Requirements -
Go through the listing below and gather every line with the word "that".

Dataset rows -

=====

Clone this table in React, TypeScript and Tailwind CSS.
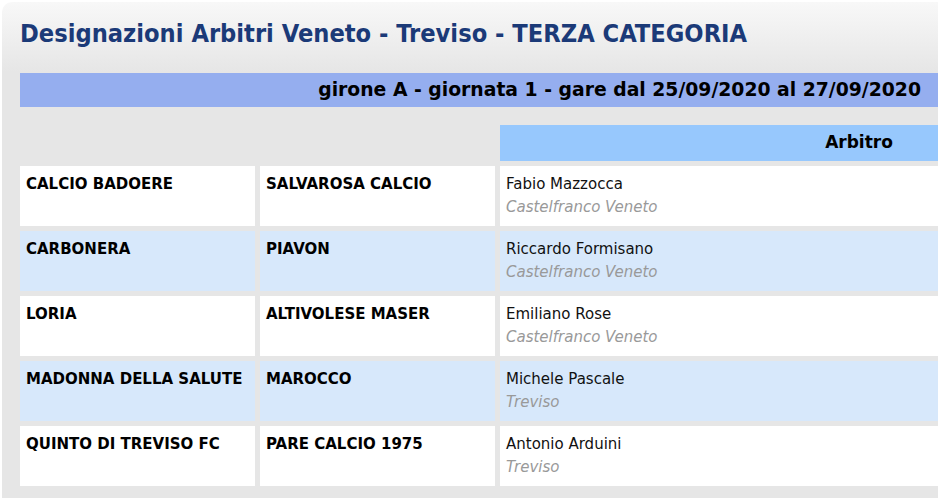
const rows = [
  { home: "CALCIO BADOERE", away: "SALVAROSA CALCIO", ref: "Fabio Mazzocca", city: "Castelfranco Veneto" },
  { home: "CARBONERA", away: "PIAVON", ref: "Riccardo Formisano", city: "Castelfranco Veneto" },
  { home: "LORIA", away: "ALTIVOLESE MASER", ref: "Emiliano Rose", city: "Castelfranco Veneto" },
  { home: "MADONNA DELLA SALUTE", away: "MAROCCO", ref: "Michele Pascale", city: "Treviso" },
  { home: "QUINTO DI TREVISO FC", away: "PARE CALCIO 1975", ref: "Antonio Arduini", city: "Treviso" },
];

export default function App() {
  return (
    <div className="h-[498px] w-full overflow-hidden bg-white pl-[2px] pt-[2px] font-['DejaVu_Sans',Verdana,sans-serif]">
      <div className="h-[600px] w-[1400px] rounded-tl-[10px] bg-[linear-gradient(to_bottom,#f8f8f8_0px,#e6e6e6_70px)] pl-[18px] pt-[16px]">
        <h1 className="h-[55px] font-['DejaVu_Sans_Condensed','DejaVu_Sans',sans-serif] text-[25.2px] font-bold leading-[32px] text-[#1b3a78]">
          Designazioni Arbitri Veneto - Treviso - TERZA CATEGORIA
        </h1>
        <div className="flex h-[34px] w-[918px] items-center justify-end bg-[#95aeef] pr-[17px] text-[18.8px] font-bold text-black">
          girone A - giornata 1 - gare dal 25/09/2020 al 27/09/2020
        </div>
        <div className="mt-[18px] grid grid-cols-[235px_235px_718px] gap-[5px]">
          <div />
          <div />
          <div className="flex h-[36px] items-center justify-center bg-[#97c8fd] text-[17px] font-bold text-black">
            Arbitro
          </div>
          {rows.map((r, i) => {
            const bg = i % 2 === 0 ? "bg-white" : "bg-[#d7e8fb]";
            return [
              <div key={`h${i}`} className={`h-[60px] px-[6px] pt-[7px] text-[15px] font-bold leading-[23px] text-black ${bg}`}>
                {r.home}
              </div>,
              <div key={`a${i}`} className={`h-[60px] px-[6px] pt-[7px] text-[15px] font-bold leading-[23px] text-black ${bg}`}>
                {r.away}
              </div>,
              <div key={`r${i}`} className={`h-[60px] px-[6px] pt-[7px] text-[15px] leading-[23px] ${bg}`}>
                <div className="text-[#111]">{r.ref}</div>
                <div className="italic text-[#999]">{r.city}</div>
              </div>,
            ];
          })}
        </div>
      </div>
    </div>
  );
}
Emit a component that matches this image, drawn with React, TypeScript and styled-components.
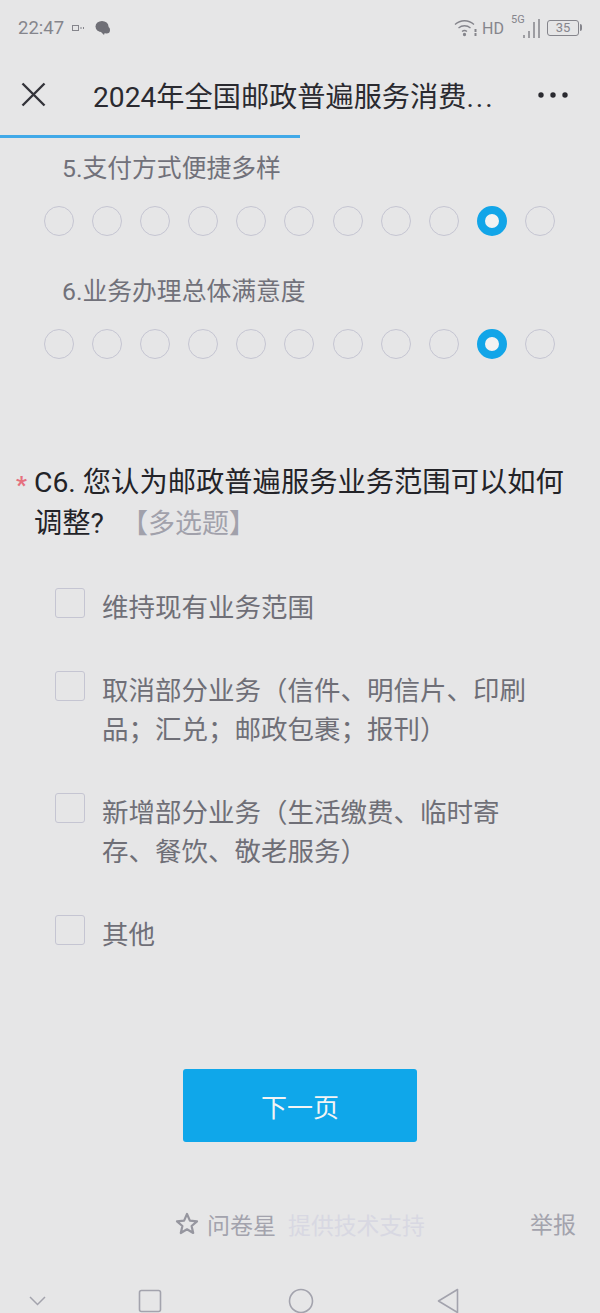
import React from 'react'
import styled, { createGlobalStyle } from 'styled-components'

const GlobalStyle = createGlobalStyle`
  html, body {
    margin: 0;
    padding: 0;
    background: #e6e6e7;
  }
  * { box-sizing: border-box; }
`

const Page = styled.div`
  width: 600px;
  height: 1313px;
  overflow: hidden;
  background: #e6e6e7;
  font-family: "Roboto", "Noto Sans CJK SC", sans-serif;
  display: flex;
  flex-direction: column;
  & > * { flex: none; }
`

const StatusBar = styled.div`
  height: 56px;
  padding: 0 21px 0 18px;
  display: flex;
  align-items: center;
  color: #85858c;
`

const Time = styled.span`
  font-size: 18.5px;
  width: 47px;
`

const StatusLeft = styled.div`
  display: flex;
  align-items: center;
  gap: 7px;
  flex: 1;
`

const StatusRight = styled.div`
  display: flex;
  align-items: center;
  gap: 3px;
`

const Hd = styled.span`
  font-size: 16px;
  margin: 0 4px 0 1px;
`

const Net = styled.div`
  position: relative;
  width: 30px;
  height: 22px;
  margin-right: 3px;
`

const NetLabel = styled.span`
  position: absolute;
  left: 0;
  top: -3px;
  font-size: 11px;
  line-height: 12px;
`

const Battery = styled.div`
  width: 32px;
  height: 16px;
  border: 1.5px solid #85858c;
  border-radius: 3px;
  font-size: 13px;
  line-height: 13px;
  text-align: center;
  position: relative;
  &::after {
    content: '';
    position: absolute;
    right: -4px;
    top: 3px;
    width: 2px;
    height: 7px;
    background: #85858c;
    border-radius: 0 2px 2px 0;
  }
`

const Header = styled.div`
  height: 79px;
  padding: 0 32px 2px 21px;
  display: flex;
  align-items: center;
`

const Title = styled.div`
  flex: 1;
  margin-left: 47px;
  font-size: 28.2px;
  color: #2a2a30;
  white-space: nowrap;
`

const TitleDots = styled.span`
  letter-spacing: 2px;
`

const Progress = styled.div`
  width: 300px;
  height: 3px;
  background: #41a9e8;
`

const RatingGroup = styled.div`
  padding-top: 14px;
`

const Rating = styled.div`
  padding-left: 44px;
  margin-bottom: 39px;
`

const RatingLabel = styled.div`
  font-size: 24.8px;
  line-height: 34px;
  color: #71717a;
  margin: 0 0 20px 18px;
`

const Dots = styled.div`
  display: flex;
  gap: 18.1px;
`

const Dot = styled.div<{ $on?: boolean }>`
  width: 30px;
  height: 30px;
  border-radius: 50%;
  border: ${p => (p.$on ? '8px solid #12a5e8' : '1.5px solid #c5c5d2')};
  background: ${p => (p.$on ? '#f2f2f2' : 'transparent')};
`

const Question = styled.div`
  position: relative;
  margin-top: 64px;
  padding: 0 30px 0 34px;
  font-size: 28.3px;
  line-height: 41px;
  color: #232328;
`

const Star = styled.span`
  position: absolute;
  left: 16px;
  top: 3px;
  font-size: 24px;
  font-weight: 700;
  color: #e5707e;
`

const Tag = styled.span`
  color: #a1a1ab;
  font-size: 27px;
  line-height: 1;
  margin-left: 17px;
`

const Options = styled.div`
  margin-top: 44px;
  padding: 0 60px 0 55px;
  display: flex;
  flex-direction: column;
  gap: 44px;
`

const Option = styled.div`
  display: flex;
  gap: 17px;
  align-items: flex-start;
`

const Box = styled.div`
  flex: none;
  width: 30px;
  height: 30px;
  border: 1.5px solid #c5c5d2;
  border-radius: 3px;
`

const OptionText = styled.div`
  font-size: 26.5px;
  line-height: 39px;
  color: #6f6f77;
`

const NextButton = styled.button`
  display: block;
  width: 234px;
  height: 73px;
  margin: 115px auto 0;
  border: none;
  border-radius: 3px;
  background: #0fa7ea;
  color: #f4f4f4;
  font-family: inherit;
  font-size: 26px;
`

const Footer = styled.div`
  margin-top: 65px;
  height: 34px;
  position: relative;
  display: flex;
  justify-content: center;
  align-items: center;
  font-size: 23px;
  color: #a3a3ad;
`

const Brand = styled.span`
  margin: 0 12px 0 8px;
`

const Support = styled.span`
  font-size: 22.8px;
  color: #d8d8e2;
`

const Report = styled.span`
  position: absolute;
  right: 24px;
  top: -1px;
`

const NavBar = styled.div`
  margin-top: 44px;
  padding: 0 0 0 29px;
  display: flex;
  align-items: center;
  height: 32px;
`

const NavSlot = styled.div<{ $w: number }>`
  width: ${p => p.$w}px;
  display: flex;
`

const SCALE = Array.from({ length: 11 }, (_, i) => i)

const ratings = [
  { label: '5.支付方式便捷多样', value: 9 },
  { label: '6.业务办理总体满意度', value: 9 },
]

const options = [
  '维持现有业务范围',
  '取消部分业务（信件、明信片、印刷品；汇兑；邮政包裹；报刊）',
  '新增部分业务（生活缴费、临时寄存、餐饮、敬老服务）',
  '其他',
]

const App = () => {
  return (
    <Page>
      <GlobalStyle />
      <StatusBar>
        <StatusLeft>
          <Time>22:47</Time>
          <svg width="16" height="8" viewBox="0 0 16 8" fill="none" stroke="#85858c" strokeWidth="1">
            <rect x="0.500" y="1.500" width="6" height="5" />
            <path d="M9 3v2M11.500 3v2" />
          </svg>
          <svg width="16" height="16" viewBox="0 0 16 16" fill="#6f6f76">
            <ellipse cx="7" cy="6.500" rx="6.500" ry="5.500" />
            <circle cx="11.500" cy="10" r="3.500" />
            <path d="M5 11l4 4 1-3z" />
          </svg>
        </StatusLeft>
        <StatusRight>
          <svg width="24" height="20" viewBox="0 0 24 20" fill="none" stroke="#85858c" strokeWidth="1.300">
            <path d="M1 6.500C6.500 1.500 14.500 1.500 20 6.500" />
            <path d="M4.500 10C8 7 13 7 16.500 10" />
            <path d="M8 13.500C9.500 12.300 11.500 12.300 13 13.500" />
            <circle cx="10.500" cy="16.500" r="1" fill="#85858c" />
            <path d="M21.500 11v3M21.500 15v3" strokeWidth="2" />
          </svg>
          <Hd>HD</Hd>
          <Net>
            <NetLabel>5G</NetLabel>
            <svg width="30" height="22" viewBox="0 0 30 22" fill="none" stroke="#85858c" strokeWidth="1.500">
              <path d="M13 21v-3M18 21v-7M23 21V5M28 21V2" />
            </svg>
          </Net>
          <Battery>35</Battery>
        </StatusRight>
      </StatusBar>

      <Header>
        <svg width="25" height="25" viewBox="0 0 25 25" fill="none" stroke="#33333a" strokeWidth="2.400">
          <path d="M1.500 1.500L23.500 23.500M23.500 1.500L1.500 23.500" />
        </svg>
        <Title>2024年全国邮政普遍服务消费<TitleDots>...</TitleDots></Title>
        <svg width="30" height="6" viewBox="0 0 30 6" fill="#2a2a30">
          <circle cx="3" cy="3" r="2.700" />
          <circle cx="15" cy="3" r="2.700" />
          <circle cx="27" cy="3" r="2.700" />
        </svg>
      </Header>
      <Progress />

      <RatingGroup>
        {ratings.map(r => (
          <Rating key={r.label}>
            <RatingLabel>{r.label}</RatingLabel>
            <Dots>
              {SCALE.map(i => (
                <Dot key={i} $on={i === r.value} />
              ))}
            </Dots>
          </Rating>
        ))}
      </RatingGroup>

      <Question>
        <Star>*</Star>
        C6. 您认为邮政普遍服务业务范围可以如何调整?<Tag>【多选题】</Tag>
      </Question>

      <Options>
        {options.map(o => (
          <Option key={o}>
            <Box />
            <OptionText>{o}</OptionText>
          </Option>
        ))}
      </Options>

      <NextButton>下一页</NextButton>

      <Footer>
        <svg width="24" height="24" viewBox="0 0 24 24" fill="none" stroke="#96969f" strokeWidth="2.200" strokeLinejoin="round">
          <path d="M12 2l2.900 6.600 7.100.7-5.400 4.700 1.600 7L12 17.300 5.800 21l1.600-7L2 9.300l7.100-.7z" />
        </svg>
        <Brand>问卷星</Brand>
        <Support>提供技术支持</Support>
        <Report>举报</Report>
      </Footer>

      <NavBar>
        <NavSlot $w={109}>
          <svg width="17" height="10" viewBox="0 0 17 10" fill="none" stroke="#a3a3ad" strokeWidth="1.500">
            <path d="M1 1l7.500 7.500L16 1" />
          </svg>
        </NavSlot>
        <NavSlot $w={150}>
          <svg width="24" height="24" viewBox="0 0 24 24" fill="none" stroke="#a3a3ad" strokeWidth="1.600">
            <rect x="1.500" y="1.500" width="21" height="21" rx="2" />
          </svg>
        </NavSlot>
        <NavSlot $w={149}>
          <svg width="26" height="26" viewBox="0 0 26 26" fill="none" stroke="#a3a3ad" strokeWidth="1.600">
            <circle cx="13" cy="13" r="11.500" />
          </svg>
        </NavSlot>
        <NavSlot $w={24}>
          <svg width="22" height="26" viewBox="0 0 22 26" fill="none" stroke="#a3a3ad" strokeWidth="1.600" strokeLinejoin="round">
            <path d="M20.500 1.500v23L1.500 13z" />
          </svg>
        </NavSlot>
      </NavBar>
    </Page>
  )
}

export default App
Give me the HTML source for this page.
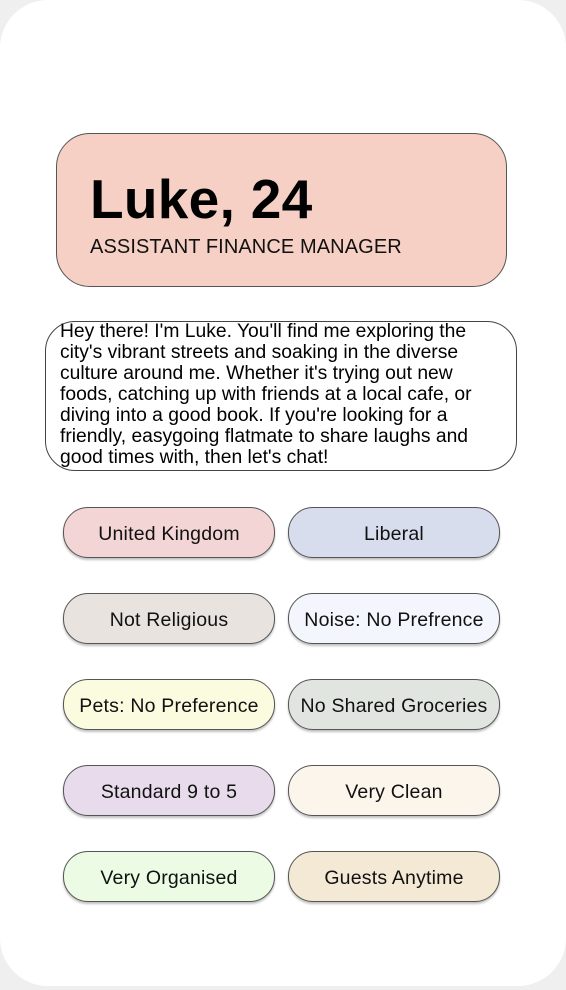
<!DOCTYPE html>
<html><head><meta charset="utf-8"><style>
html,body{margin:0;padding:0;background:#efefef;width:566px;height:990px;overflow:hidden}
.card{position:absolute;left:0;top:0;width:566px;height:986px;background:#fff;border-radius:48px}
.head{position:absolute;left:56px;top:133px;width:449px;height:152px;background:#f6d0c4;border:1px solid #555;border-radius:34px}
.name{position:absolute;left:33px;top:33px;font:bold 55px "Liberation Sans",sans-serif;color:#000;letter-spacing:0.3px}
.job{position:absolute;left:33px;top:102px;font:20px "Liberation Sans",sans-serif;color:#111;letter-spacing:0.1px}
.bio{position:absolute;left:45px;top:321px;width:472px;height:150px;border:1px solid #444;border-radius:30px;box-sizing:border-box}
.bio p{position:absolute;left:14px;top:-1px;margin:0;width:450px;font:19.3px/21px "Liberation Sans",sans-serif;color:#000}
.pill{position:absolute;width:212px;border:1px solid #555;border-radius:25px;box-shadow:0 2px 2px rgba(0,0,0,.25);font:19.5px "Liberation Sans",sans-serif;color:#111;display:flex;align-items:center;justify-content:center;white-space:nowrap;letter-spacing:0.2px;box-sizing:border-box;padding-top:3px;height:51px}
</style></head><body>
<div class="card">
<div class="head"><div class="name">Luke, 24</div><div class="job">ASSISTANT FINANCE MANAGER</div></div>
<div class="bio"><p>Hey there! I'm Luke. You'll find me exploring the city's vibrant streets and soaking in the diverse culture around me. Whether it's trying out new foods, catching up with friends at a local cafe, or diving into a good book. If you're looking for a friendly, easygoing flatmate to share laughs and good times with, then let's chat!</p></div>
<div class="pill" style="left:63px;top:507px;background:#f4d5d5">United Kingdom</div>
<div class="pill" style="left:288px;top:507px;background:#d8ddee">Liberal</div>
<div class="pill" style="left:63px;top:593px;background:#e8e3df">Not Religious</div>
<div class="pill" style="left:288px;top:593px;background:#f3f6fc">Noise: No Prefrence</div>
<div class="pill" style="left:63px;top:679px;background:#fafbdf">Pets: No Preference</div>
<div class="pill" style="left:288px;top:679px;background:#e0e5df">No Shared Groceries</div>
<div class="pill" style="left:63px;top:765px;background:#e8dcec">Standard 9 to 5</div>
<div class="pill" style="left:288px;top:765px;background:#fcf5ec">Very Clean</div>
<div class="pill" style="left:63px;top:851px;background:#ebfbe4">Very Organised</div>
<div class="pill" style="left:288px;top:851px;background:#f3e9d5">Guests Anytime</div>
</div>
</body></html>
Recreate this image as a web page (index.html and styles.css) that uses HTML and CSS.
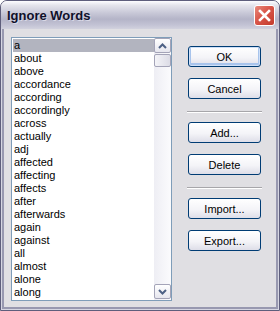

=====

Final answer -
Emit a component that matches this image, drawn with React, TypeScript and styled-components.
Recreate this image as a web page (index.html and styles.css) that uses HTML and CSS.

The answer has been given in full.